__DATA LINES__
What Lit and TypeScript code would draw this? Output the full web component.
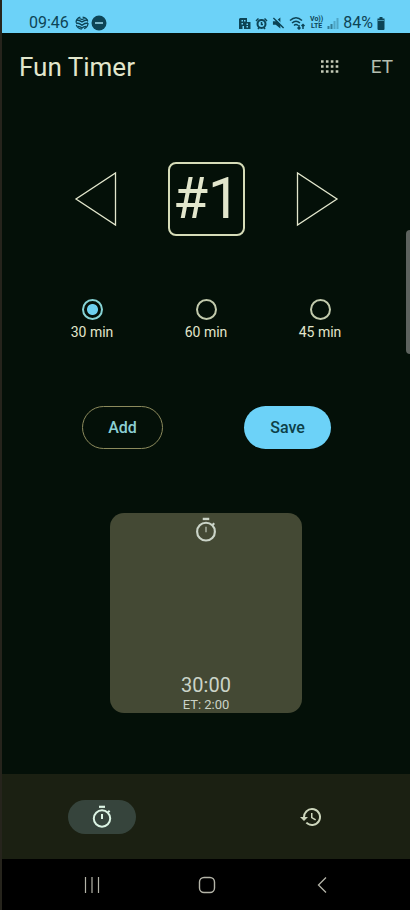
import { LitElement, html, css, svg } from "lit";
import { customElement, state } from "lit/decorators.js";

const stopwatch = (hand: number) => svg`
  <path d="M9 1.8h6" stroke-width="2.2"/>
  <circle cx="12" cy="13.500" r="8.200" stroke-width="2"/>
  <path d="M12 9v5" stroke-width=${hand}/>
  <path d="M18 7.400l1.600-1.600" stroke-width="2"/>`;

@customElement("app-root")
export class AppRoot extends LitElement {
  @state() minutes = 30;
  @state() current = 1;

  static styles = css`
    :host {
      display: flex;
      flex-direction: column;
      box-sizing: border-box;
      min-height: 100vh;
      position: relative;
      border-left: 2px solid #26241c;
      background: #041008;
      color: #e2e6cc;
      font-family: Roboto, sans-serif;
      overflow: hidden;
    }
    * { box-sizing: border-box; }
    svg { display: block; fill: none; stroke: currentColor; }
    button {
      display: block;
      margin: 0;
      padding: 0;
      border: 0;
      background: none;
      color: inherit;
      font: inherit;
    }
    .status {
      display: flex;
      align-items: flex-end;
      height: 33px;
      padding: 0 25px 0 27px;
      background: #6cd2f8;
      color: #0d4456;
      font-size: 16px;
      line-height: 20px;
    }
    .left, .right { display: flex; align-items: center; }
    .left { gap: 2px; flex: 1; }
    .time { margin-right: 4px; }
    .right { gap: 4px; }
    .volte {
      font-size: 7px;
      line-height: 7px;
      font-weight: 700;
      text-align: center;
    }
    .volte span { display: block; }
    .bar {
      display: flex;
      align-items: center;
      height: 68px;
      padding: 0 17px 0 17px;
    }
    h1 { flex: 1; margin: 0; font-size: 26px; line-height: 32px; font-weight: 400; }
    .et { margin-left: 32px; font-size: 19px; line-height: 24px; color: #b4beb0; }
    .grid-btn { color: #c6ccb8; }
    main { flex: 1; display: flex; flex-direction: column; align-items: stretch; padding-top: 61px; }
    .picker { display: grid; grid-template-columns: 1fr 77px 1fr; align-items: center; padding: 0 69px 0 70px; }
    .picker button:last-child { justify-self: end; }
    .number {
      display: flex;
      align-items: center;
      justify-content: center;
      height: 74px;
      border: 2px solid #d6dcb8;
      border-radius: 8px;
      font-size: 57px;
      line-height: 64px;
    }
    .options {
      display: grid;
      grid-template-columns: repeat(3, 1fr);
      margin: 63px 33px 0;
      padding: 0;
      border: 0;
    }
    .options label {
      display: flex;
      flex-direction: column;
      align-items: center;
      gap: 3px;
      font-size: 14px;
      line-height: 18px;
    }
    .options input {
      appearance: none;
      width: 21px;
      height: 21px;
      margin: 0;
      border: 2px solid #c2caac;
      border-radius: 50%;
    }
    .options input:checked {
      border-color: #86d2d4;
      background: radial-gradient(circle, #6ed0ef 0 5px, transparent 6px);
    }
    .actions { display: flex; justify-content: space-between; margin: 65px 79px 0 80px; }
    .actions button {
      width: 81px;
      height: 43px;
      border: 1px solid #8c8a5c;
      border-radius: 22px;
      color: #8cd0d4;
      font-size: 16px;
      font-weight: 500;
    }
    .actions .save { width: 87px; border: 0; background: #6cd2f8; color: #0d4048; }
    .card {
      display: flex;
      flex-direction: column;
      align-items: center;
      align-self: center;
      width: 192px;
      height: 200px;
      margin-top: 64px;
      padding-top: 4px;
      border-radius: 14px;
      background: #444934;
      color: #cbd4c8;
    }
    .left-time { margin-top: auto; font-size: 20px; line-height: 24px; }
    .extra { font-size: 13px; line-height: 16px; }
    nav {
      display: flex;
      align-items: center;
      justify-content: space-between;
      height: 85px;
      padding: 0 65px 0 66px;
      background: #1b2012;
    }
    nav button {
      display: flex;
      align-items: center;
      justify-content: center;
      width: 68px;
      height: 34px;
      border-radius: 17px;
      color: #cdd6bc;
    }
    nav .on { background: #36443c; color: #dcf4e4; }
    .system {
      display: grid;
      grid-template-columns: repeat(3, 1fr);
      align-items: center;
      justify-items: center;
      height: 51px;
      padding: 0 31px 0 33px;
      background: #000;
      color: #b4b4a8;
    }
    .edge {
      position: absolute;
      right: 0;
      top: 230px;
      width: 4px;
      height: 124px;
      border-radius: 4px 0 0 4px;
      background: #5d625e;
    }
  `;

  render() {
    return html`
      <header class="status">
        <div class="left">
          <span class="time">09:46</span>
          <svg width="14" height="14" viewBox="0 0 14 14" stroke-width="1.300"><circle cx="7" cy="7" r="6" stroke-dasharray="7 2.400"/><path d="M1.500 4q3 0 5.500 2 2.500-2 5.500-2M1 7q3.500 0 6 2.300Q9.500 7 13 7M3 10.500q2.500 0 4 1.500 1.500-1.500 4-1.500M4.500 2.500L7 3.500l2.500-1"/></svg>
          <svg width="16" height="16" viewBox="0 0 16 16"><circle cx="8" cy="8" r="7.500" fill="currentColor" stroke="none"/><path d="M4 8h8" stroke="#9fdcf0" stroke-width="1.500"/></svg>
        </div>
        <div class="right">
          <svg width="12" height="12" viewBox="0 0 12 12"><path fill="currentColor" stroke="none" fill-rule="evenodd" d="M1 1h7v4h3.500v7H5V9H3.500v3H0V2zM2.500 3v1.500H4V3zM5 3v1.500h1.500V3zM2.500 6v1.500H4V6zM7.500 6.500v1.500H9V6.500zM7.500 9v1.500H9V9z"/></svg>
          <svg width="13" height="13" viewBox="0 0 13 13"><circle cx="6.500" cy="7" r="4" stroke-width="2"/><path d="M1 4l2.500-2.500M12 4L9.500 1.500M3 12l1.500-2M10 12l-1.500-2M6.500 5v2.500H8" stroke-width="1.500"/></svg>
          <svg width="13" height="14" viewBox="0 0 14 14"><path fill="currentColor" stroke="none" d="M1 5h3l5-4v12L4 9H1z"/><path d="M3 1l11 11" stroke="#6cd2f8" stroke-width="1.500"/><path d="M1.500 1.500l11 11" stroke-width="1.500"/></svg>
          <svg width="17" height="14" viewBox="0 0 17 14" stroke-width="1.500"><path d="M1 4.500q6-5.500 12 0M3 7q4-3.500 8 0M5 9.500q2-2 4 0M10 9v4M8.500 11.500L10 13l1.500-1.500M14 13V8.500M12.500 10L14 8.500 15.500 10"/></svg>
          <span class="volte"><span>Vo))</span><span>LTE</span></span>
          <svg width="12" height="12" viewBox="0 0 12 12" stroke-width="2"><path d="M1.500 12V9M4.500 12V7" opacity=".6"/><path d="M7.500 12V4M10.500 12V1" opacity=".3"/></svg>
          <span>84%</span>
          <svg width="8" height="13" viewBox="0 0 8 13"><path fill="currentColor" stroke="none" d="M2.500 0h3v1.500H7.500V12q0 1-1 1h-5q-1 0-1-1V1.500h2z"/><path d="M1 3.500h6" stroke="#4797b1"/></svg>
        </div>
      </header>
      <div class="bar">
        <h1>Fun Timer</h1>
        <button class="grid-btn" aria-label="Grid">
          <svg width="18" height="14" viewBox="0 0 18 14" stroke-width="2.600" stroke-dasharray="2.600 2.300"><path d="M0 1.500h18M0 6.500h18M0 11.500h18"/></svg>
        </button>
        <button class="et">ET</button>
      </div>
      <main>
        <div class="picker">
          <button aria-label="Previous" @click=${() => (this.current = Math.max(1, this.current - 1))}>
            <svg width="48" height="56" viewBox="0 0 48 56" stroke-width="1.300"><path d="M43.500 2v52L4 28z"/></svg>
          </button>
          <div class="number">#${this.current}</div>
          <button aria-label="Next" @click=${() => (this.current += 1)}>
            <svg width="48" height="56" viewBox="0 0 48 56" stroke-width="1.300"><path d="M4.500 2v52L44 28z"/></svg>
          </button>
        </div>
        <fieldset class="options" aria-label="Duration">
          ${[30, 60, 45].map((m) => html`
            <label>
              <input type="radio" name="minutes" .checked=${this.minutes === m} @change=${() => (this.minutes = m)} />
              ${m} min
            </label>`)}
        </fieldset>
        <div class="actions">
          <button>Add</button>
          <button class="save">Save</button>
        </div>
        <section class="card">
          <svg width="26" height="26" viewBox="0 0 24 24">${stopwatch(1)}</svg>
          <div class="left-time">${this.minutes}:00</div>
          <div class="extra">ET: 2:00</div>
        </section>
      </main>
      <nav>
        <button class="on" aria-label="Timer"><svg width="24" height="24" viewBox="0 0 24 24">${stopwatch(2)}</svg></button>
        <button aria-label="History">
          <svg width="24" height="24" viewBox="0 0 24 24"><path fill="currentColor" stroke="none" d="M13 3a9 9 0 0 0-9 9H1l4 4 4-4H6a7 7 0 1 1 2.060 4.940l-1.420 1.420A9 9 0 1 0 13 3zm-1 5v5l4.250 2.520.770-1.280-3.520-2.090V8z"/></svg>
        </button>
      </nav>
      <footer class="system">
        <button aria-label="Recent apps"><svg width="16" height="16" viewBox="0 0 16 16" stroke-width="1.200"><path d="M1.500 0v16M8 0v16M14.500 0v16"/></svg></button>
        <button aria-label="Home"><svg width="18" height="18" viewBox="0 0 18 18" stroke-width="1.400"><rect x="1.500" y="1.500" width="15" height="15" rx="4.500"/></svg></button>
        <button aria-label="Back"><svg width="10" height="16" viewBox="0 0 10 16" stroke-width="1.300"><path d="M9 .500L1.500 8 9 15.500"/></svg></button>
      </footer>
      <div class="edge"></div>
    `;
  }
}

__AIM OF THE TASK__
Copy nothing but the lines from the first one in the listing through the line with "current = 1;", and omit the pictures.

__CORRECT ANSWER__
What Lit and TypeScript code would draw this? Output the full web component.
import { LitElement, html, css, svg } from "lit";
import { customElement, state } from "lit/decorators.js";

const stopwatch = (hand: number) => svg`
  <path d="M9 1.8h6" stroke-width="2.2"/>
  <circle cx="12" cy="13.500" r="8.200" stroke-width="2"/>
  <path d="M12 9v5" stroke-width=${hand}/>
  <path d="M18 7.400l1.600-1.600" stroke-width="2"/>`;

@customElement("app-root")
export class AppRoot extends LitElement {
  @state() minutes = 30;
  @state() current = 1;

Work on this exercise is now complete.